Steve Barnett came to his role as CEO of the Sandusky, Mich.-based McKenzie Health System in 2008, just as the recession was kicking into high gear.
“If you think about where we were nationally with the economy back in 2008, it really set the stage for a precarious time, especially when you think about what ensued after with the debate over health care and the subsequent passing of the Affordable Care Act in 2010. [The ACA] was the single biggest disruption to health care since the beginning of the 20th Century,” says Barnett.

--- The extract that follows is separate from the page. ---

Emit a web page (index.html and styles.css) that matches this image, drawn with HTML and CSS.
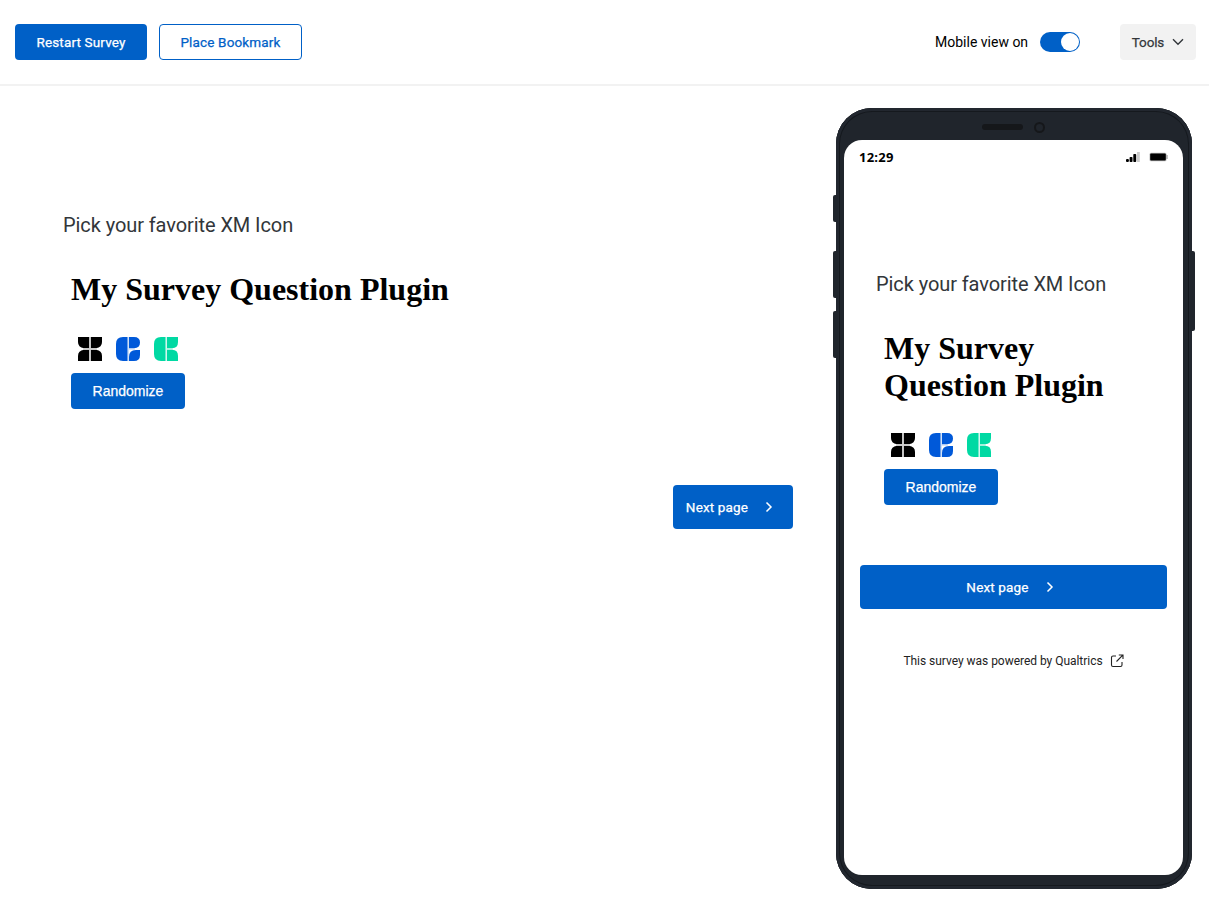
FILE: index.html
```html
<!DOCTYPE html>
<html lang="en">
<head>
<meta charset="utf-8">
<title>Survey preview</title>
<link rel="stylesheet" href="styles.css">
</head>
<body>
<svg class="defs" aria-hidden="true">
  <symbol id="chevron" viewBox="0 0 8 12"><path d="M1.5 1.5 6 6 1.5 10.5" fill="none" stroke="currentColor" stroke-width="1.5"/></symbol>
  <symbol id="xm" viewBox="0 0 24 24">
    <path d="M0 0H11.3V11.3H6Q0 10.5 0 5ZM12.7 0H24V5Q24 10.5 18 11.3H12.7ZM0 24H11.3V12.7H6Q0 13.5 0 19ZM12.7 24H24V19Q24 13.5 18 12.7H12.7Z" fill="#000"/>
    <path d="M12 0V24M5 12H19" stroke="#ccc" stroke-width="1.4"/>
  </symbol>
  <symbol id="cx" viewBox="0 0 24 24">
    <path d="M11.5 0V24H7Q0 24 0 17V7Q0 0 7 0ZM13 0H18Q24 0 24 5.5Q24 11.2 18 11.2H13ZM13 24V20Q13 13 20 13H24V18Q24 24 18 24Z" fill="#0059d9"/>
    <path d="M12.2 0V24M12.5 12.1H19" stroke="#0059d9" stroke-opacity=".2" stroke-width="1.4"/>
  </symbol>
  <symbol id="ex" viewBox="0 0 24 24">
    <path d="M11.5 0V24H7Q0 24 0 17V7Q0 0 7 0ZM13 0H24V5Q24 11.2 18 11.2H13ZM13 24V12.8H18Q24 12.8 24 19V24Z" fill="#00d9a3"/>
    <path d="M12.2 0V24M12.5 12H19" stroke="#00d9a3" stroke-opacity=".2" stroke-width="1.4"/>
  </symbol>
</svg>
<header class="toolbar">
  <button class="btn restart">Restart Survey</button>
  <button class="btn bookmark">Place Bookmark</button>
  <span class="mobile-label">Mobile view on</span>
  <span class="toggle"><span class="knob"></span></span>
  <button class="btn tools">Tools<svg viewBox="0 0 12 8"><path d="M1 1.2 6 6.2 11 1.2" fill="none" stroke="currentColor" stroke-width="1.4"/></svg></button>
</header>
<main class="preview">
  <section class="desktop">
    <p class="question">Pick your favorite XM Icon</p>
    <div class="plugin">
      <h1>My Survey Question Plugin</h1>
      <div class="icons"><svg><use href="#xm"/></svg><svg><use href="#cx"/></svg><svg><use href="#ex"/></svg></div>
      <button class="btn randomize">Randomize</button>
    </div>
    <button class="btn next"><span>Next page</span><svg><use href="#chevron"/></svg></button>
  </section>
  <section class="phone">
    <i class="key key-1"></i><i class="key key-2"></i><i class="key key-3"></i><i class="key key-4"></i>
    <div class="body">
      <div class="speaker"><i class="slot"></i><i class="camera"></i></div>
      <div class="screen">
        <div class="status">
          <b>12:29</b>
          <svg class="signal" viewBox="0 0 14 10"><path d="M11 0h2.8v10H11z" fill="#ccc"/><rect y="7" width="2.9" height="3" rx="1"/><rect x="3.6" y="5" width="2.9" height="5" rx=".8"/><rect x="7.3" y="2" width="2.9" height="8" rx=".8"/></svg>
          <svg class="battery" viewBox="0 0 19 10"><rect x=".5" y=".7" width="17" height="8.6" rx="1.5" fill="#bbb"/><path d="M17.5 3h1v4h-1z" fill="#888"/><rect x="1.2" y="1.5" width="15.6" height="7" rx="1"/></svg>
        </div>
        <p class="question">Pick your favorite XM Icon</p>
        <div class="plugin">
          <h1>My Survey Question Plugin</h1>
          <div class="icons"><svg><use href="#xm"/></svg><svg><use href="#cx"/></svg><svg><use href="#ex"/></svg></div>
          <button class="btn randomize">Randomize</button>
        </div>
        <button class="btn next"><span>Next page</span><svg><use href="#chevron"/></svg></button>
        <div class="powered"><span>This survey was powered by Qualtrics</span><svg viewBox="0 0 14 14"><path d="M6 2H3Q1.5 2 1.5 3.5V11Q1.5 12.5 3 12.5H10.5Q12 12.5 12 11V8M6.5 7.5 12.5 1.3M8.8 1H13V5" fill="none" stroke="currentColor" stroke-width="1.1"/></svg></div>
      </div>
    </div>
  </section>
</main>
</body>
</html>
```
FILE: styles.css
```css
* { box-sizing: border-box; }
body { margin: 0; height: 906px; overflow: hidden; background: #fff; font-family: Roboto, sans-serif; color: #000; }
.defs { display: none; }
.toolbar { display: flex; align-items: center; height: 86px; padding: 0 13px 0 15px; border-bottom: 2px solid #f2f2f2; }
.btn { display: flex; align-items: center; justify-content: center; height: 36px; padding: 0; border: 0; border-radius: 4px; background: #0060c7; color: #fff; font: 400 13.5px Roboto, sans-serif; letter-spacing: .15px; -webkit-text-stroke: .25px currentColor; white-space: nowrap; }
.restart { width: 132px; }
.bookmark { width: 143px; margin-left: 12px; border: 1px solid #0060c7; background: #fff; color: #0060c7; }
.mobile-label { width: 93px; margin-left: auto; font-size: 14px; white-space: nowrap; }
.toggle { display: flex; justify-content: flex-end; width: 40px; height: 20px; margin: 0 40px 0 12px; padding: 1px; border-radius: 10px; background: #0060c7; }
.knob { width: 18px; height: 18px; border-radius: 50%; background: #fff; }
.tools { width: 76px; gap: 8px; background: #f2f2f2; color: #32363a; font-size: 13.5px; letter-spacing: -.15px; }
.tools svg { width: 12px; height: 8px; }
.preview { display: flex; height: 820px; }
.desktop { width: 793px; margin-right: 43px; padding: 126px 0 0 63px; }
.question { margin: 0; font-size: 20px; line-height: 26px; letter-spacing: -.08px; color: #32363a; white-space: nowrap; }
.plugin { padding: 33px 0 0 8px; }
.plugin h1 { margin: 0; font: bold 32px/37px "Liberation Serif", serif; color: #000; }
.icons { display: flex; gap: 14px; padding: 29px 0 0 7px; }
.icons svg { width: 24px; height: 24px; }
.randomize { width: 114px; margin-top: 12px; font: 14px "Liberation Sans", sans-serif; letter-spacing: 0; }
.next { width: 120px; height: 44px; }
.next svg { width: 8px; height: 12px; margin-left: 17px; }
.desktop .next { margin: 76px 0 0 auto; padding-right: 7px; }
.phone { position: relative; width: 355.5px; height: 781px; margin-top: 22px; }
.body { width: 355.5px; height: 781px; padding: 0 8px; border-radius: 36px; background: #20252c; box-shadow: inset 0 0 0 3px #22272f, inset 0 0 0 4px #15191e; }
.speaker { display: flex; align-items: center; height: 32px; padding: 6px 0 0 138px; gap: 11px; }
.slot { width: 41px; height: 6px; border-radius: 3px; background: #15171a; }
.camera { width: 11px; height: 11px; border: 2px solid #15171a; border-radius: 50%; }
.screen { width: 339px; height: 735px; padding: 8px 16px 0; border-radius: 18px; background: #fff; }
.status { display: flex; align-items: center; height: 18px; margin-left: -1px; }
.status b { width: 35px; margin-right: auto; font: bold 13px "Open Sans", sans-serif; letter-spacing: .25px; }
.signal { width: 14px; height: 10px; }
.battery { width: 19px; height: 10px; margin: 0 -1px 0 9px; }
.screen .question { margin: 105px 0 0 16px; }
.screen .plugin { padding-left: 24px; }
.screen h1 { width: 230px; }
.screen .next { width: 307px; margin-top: 60px; padding-right: 7px; }
.powered { display: flex; align-items: center; justify-content: center; gap: 7px; margin-top: 44px; font-size: 12px; letter-spacing: -.03px; color: #222; white-space: nowrap; }
.powered span { padding-top: 1px; }
.powered svg { width: 14px; height: 14px; }
.key { position: absolute; left: -3px; width: 5px; border-radius: 2px; background: #20252c; }
.key-1 { top: 87px; height: 27px; }
.key-2 { top: 143px; height: 47px; }
.key-3 { top: 203px; height: 47px; }
.key-4 { top: 143px; left: auto; right: -3px; height: 80px; }
```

For Barnett, the transformations happening around the industry and the world at large represented a chance to change the culture of the organization. In adhering to the spirit of the ACA, the hospital switched from a sickness/volume model of payment to one that depends on wellness visits and value. McKenzie changed its mission statement, modified staffing and recruiting strategies, and adopted telehealth to improve access to care.
For the nation’s 1200+ critical access hospitals and rural providers, undergoing a transformation like this isn’t just a nice thing to have for a marketing presentation … it could be the difference between staying in business or shuttering. According to research, 102 rural hospitals have closed since 2010 and approximately 700 are currently in danger of doing the same. The health of rural health organizations is one of the most critical issues heading into the next decade.
“When these hospitals close, there is obviously no care in the communities. But also what you see over time, and what has been proven by several studies, is you’ll see the community dry up,” says Mitchell Clark, President of Cerner’s CommunityWorks, which is a sect of the Kansas City-based health IT giant that is geared toward working with rural providers.
Challenges of a rural provider
Darrold Bertsch has seen these struggles firsthand as the CEO of Sakakawea Medical Center, a Critical Access Hospital in Hazen, N.D. In North Dakota alone, five hospitals are at risk for closure — all of which are essential to their communities. While Sakakawea isn’t on that list, the struggles that many of his fellow rural hospitals face are not far from Bertsch’s mind.
“We’re challenged with making sure we can make ends meet and making sure we have positive operating margins so we can reinvest in our facilities and continue to provide the services that are needed locally. That’s a constant challenge to make sure we are financially viable. And rural organizations especially have challenges in recruiting the workforce we need,” says Bertsch, who became CEO of the organization in 2009.[Related: Carilion Clinic CEO Nancy Agee on transforming a local economy into an innovation hub]
Mike Shimmens, executive director of 3RNet (National Rural & Retention Network), a not-for-profit organization that places health professionals primarily in rural and underserved practices, says that hiring strong candidates to practice in these areas can be tricky. “Finding and keeping a good workforce seems to be even a bigger struggle in a rural area. There’s just not as many bodies to go around for employment,” he says. “You need to have a strategy. The CEO needs to be involved.”
Rural providers are combating these challenges with loan repayment programs and developing recruiting pipelines to get young people interested in health care. Other organizations are using flexibility as a carrot. “A lot of the workforce wants a flexible type of schedule, a flexible working environment to meet the needs of their family and their profession,” says Shimmens.
Access to care
The list of problems that rural health CEOs face includes many of the same issues many other health care CEO grapple with: recruiting and retaining talent, keeping patients satisfied, curbing overuse of the ED, dealing with the opioid crisis, navigating the regulatory landscape, staying profitable and finding new revenue sources.
But the issues are amplified for rural organizations because their patients struggle with access to care and, in turn, have worse health outcomes. According to one study, rural residence was associated with a 40 percent higher preventable hospitalization rate and a 23 percent higher mortality rate than those in an urban area.
Many hospitals serve patients hundreds of miles away. Improving access to care is a challenge that every rural CEO encounters during their tenure. For Bertsch, the solution was a collaboration between Sakakawea and Coal Country Community Health Center, a federally qualified health center in nearby Beulah, N.D. The two organizations were originally competitive but realized that a combination would increase access to care for both their patients.
“We have an integrated governance model where those two entities work together to address the needs of the patients instead of being competitive. This has led us to expand our health care services, not only in our service area footprint but by doing more behavioral health,” said Bertsch, who is CEO over both organizations. He notes that both entities have remained independent corporations and it’s not an official merger.